■ Supplied material
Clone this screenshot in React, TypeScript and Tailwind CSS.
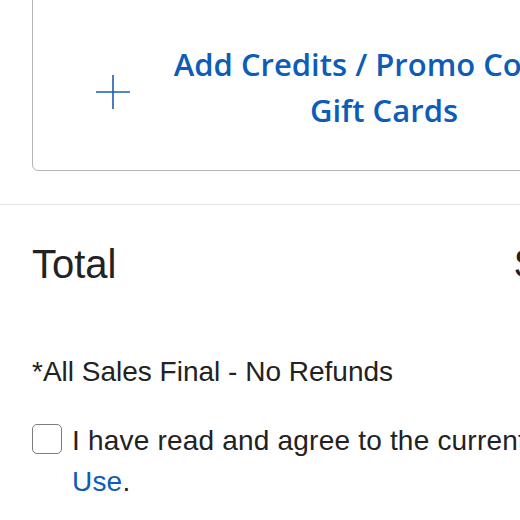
export default function App() {
  return (
    <div
      className="h-[520px] w-[520px] overflow-hidden bg-white text-[#222]"
      style={{ fontFamily: "'Liberation Sans', Arial, sans-serif" }}
    >
      <div className="w-[700px]">
        <div className="px-8">
          <div className="-mt-5 flex w-[640px] items-start rounded-md border border-[#b5b5b5] pb-[37px] pl-[63px] pt-[60px]">
            <svg
              viewBox="0 0 34 34"
              className="mt-[34px] h-[34px] w-[34px] shrink-0 text-[#1b5fae]"
              fill="none"
              stroke="currentColor"
              strokeWidth={1.6}
            >
              <path d="M17 0v34M0 17h34" />
            </svg>
            <button
              type="button"
              className="ml-[4px] w-[500px] whitespace-nowrap text-center text-[31px] font-semibold leading-[46px] text-[#0d5db8]"
              style={{ fontFamily: "'Open Sans', 'Liberation Sans', sans-serif" }}
            >
              Add Credits / Promo Codes /<br />
              Gift Cards
            </button>
          </div>
        </div>

        <div className="mt-[33px] h-px bg-[#e6e6e6]" />

        <div className="px-8">
          <div className="mt-[35px] flex w-[583px] items-center justify-between text-[40px] leading-[48px]">
            <p>Total</p>
            <p>$9.99</p>
          </div>

          <p className="mt-[68px] text-[28px] leading-[32px]">*All Sales Final - No Refunds</p>

          <label className="mt-[32px] flex items-start gap-[10px] text-[28px] leading-[41px] tracking-[0.2px]">
            <input type="checkbox" className="sr-only" />
            <span className="mt-[4px] h-[30px] w-[30px] shrink-0 rounded-[5px] border-[1.5px] border-[#7d7d7d] bg-white" />
            <span className="w-[620px]">
              I have read and agree to the current Terms of
              <br />
              <a href="#" className="text-[#0d5db8]">
                Use
              </a>
              .
            </span>
          </label>
        </div>
      </div>
    </div>
  );
}
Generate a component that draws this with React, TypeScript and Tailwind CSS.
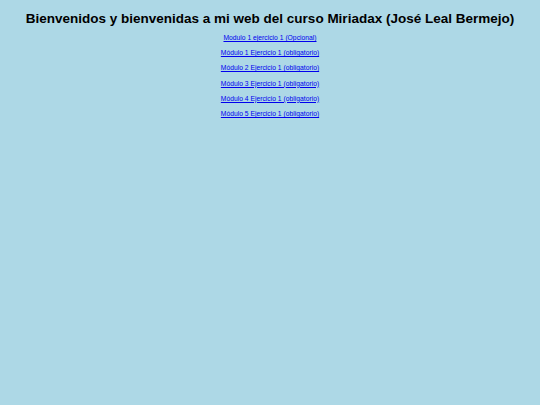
export default function App() {
  const links = [
    "Modulo 1 ejercicio 1 (Opcional)",
    "Módulo 1 Ejercicio 1 (obligatorio)",
    "Módulo 2 Ejercicio 1 (obligatorio)",
    "Módulo 3 Ejercicio 1 (obligatorio)",
    "Módulo 4 Ejercicio 1 (obligatorio)",
    "Módulo 5 Ejercicio 1 (obligatorio)",
  ];
  return (
    <div className="w-[540px] h-[405px] bg-[#add8e6] text-center" style={{ fontFamily: '"Liberation Sans", Arial, sans-serif' }}>
      <h1 className="pt-[11px] text-[13.5px] font-bold text-black leading-[16px] whitespace-nowrap">
        Bienvenidos y bienvenidas a mi web del curso Miriadax (José Leal Bermejo)
      </h1>
      <div className="flex flex-col items-center pt-[7px] gap-[7.2px]">
        {links.map((l) => (
          <a key={l} href="#" className="text-[6.75px] leading-[8px] text-[#0000ee] underline">
            {l}
          </a>
        ))}
      </div>
    </div>
  );
}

■ Objective
Copy the material exactly. Do not include the pictures.

■ Result of this exercise
Clone this screenshot in React, TypeScript and Tailwind CSS.
export default function App() {
  return (
    <div
      className="h-[520px] w-[520px] overflow-hidden bg-white text-[#222]"
      style={{ fontFamily: "'Liberation Sans', Arial, sans-serif" }}
    >
      <div className="w-[700px]">
        <div className="px-8">
          <div className="-mt-5 flex w-[640px] items-start rounded-md border border-[#b5b5b5] pb-[37px] pl-[63px] pt-[60px]">
            <svg
              viewBox="0 0 34 34"
              className="mt-[34px] h-[34px] w-[34px] shrink-0 text-[#1b5fae]"
              fill="none"
              stroke="currentColor"
              strokeWidth={1.6}
            >
              <path d="M17 0v34M0 17h34" />
            </svg>
            <button
              type="button"
              className="ml-[4px] w-[500px] whitespace-nowrap text-center text-[31px] font-semibold leading-[46px] text-[#0d5db8]"
              style={{ fontFamily: "'Open Sans', 'Liberation Sans', sans-serif" }}
            >
              Add Credits / Promo Codes /<br />
              Gift Cards
            </button>
          </div>
        </div>

        <div className="mt-[33px] h-px bg-[#e6e6e6]" />

        <div className="px-8">
          <div className="mt-[35px] flex w-[583px] items-center justify-between text-[40px] leading-[48px]">
            <p>Total</p>
            <p>$9.99</p>
          </div>

          <p className="mt-[68px] text-[28px] leading-[32px]">*All Sales Final - No Refunds</p>

          <label className="mt-[32px] flex items-start gap-[10px] text-[28px] leading-[41px] tracking-[0.2px]">
            <input type="checkbox" className="sr-only" />
            <span className="mt-[4px] h-[30px] w-[30px] shrink-0 rounded-[5px] border-[1.5px] border-[#7d7d7d] bg-white" />
            <span className="w-[620px]">
              I have read and agree to the current Terms of
              <br />
              <a href="#" className="text-[#0d5db8]">
                Use
              </a>
              .
            </span>
          </label>
        </div>
      </div>
    </div>
  );
}
Generate a component that draws this with React, TypeScript and Tailwind CSS.
export default function App() {
  const links = [
    "Modulo 1 ejercicio 1 (Opcional)",
    "Módulo 1 Ejercicio 1 (obligatorio)",
    "Módulo 2 Ejercicio 1 (obligatorio)",
    "Módulo 3 Ejercicio 1 (obligatorio)",
    "Módulo 4 Ejercicio 1 (obligatorio)",
    "Módulo 5 Ejercicio 1 (obligatorio)",
  ];
  return (
    <div className="w-[540px] h-[405px] bg-[#add8e6] text-center" style={{ fontFamily: '"Liberation Sans", Arial, sans-serif' }}>
      <h1 className="pt-[11px] text-[13.5px] font-bold text-black leading-[16px] whitespace-nowrap">
        Bienvenidos y bienvenidas a mi web del curso Miriadax (José Leal Bermejo)
      </h1>
      <div className="flex flex-col items-center pt-[7px] gap-[7.2px]">
        {links.map((l) => (
          <a key={l} href="#" className="text-[6.75px] leading-[8px] text-[#0000ee] underline">
            {l}
          </a>
        ))}
      </div>
    </div>
  );
}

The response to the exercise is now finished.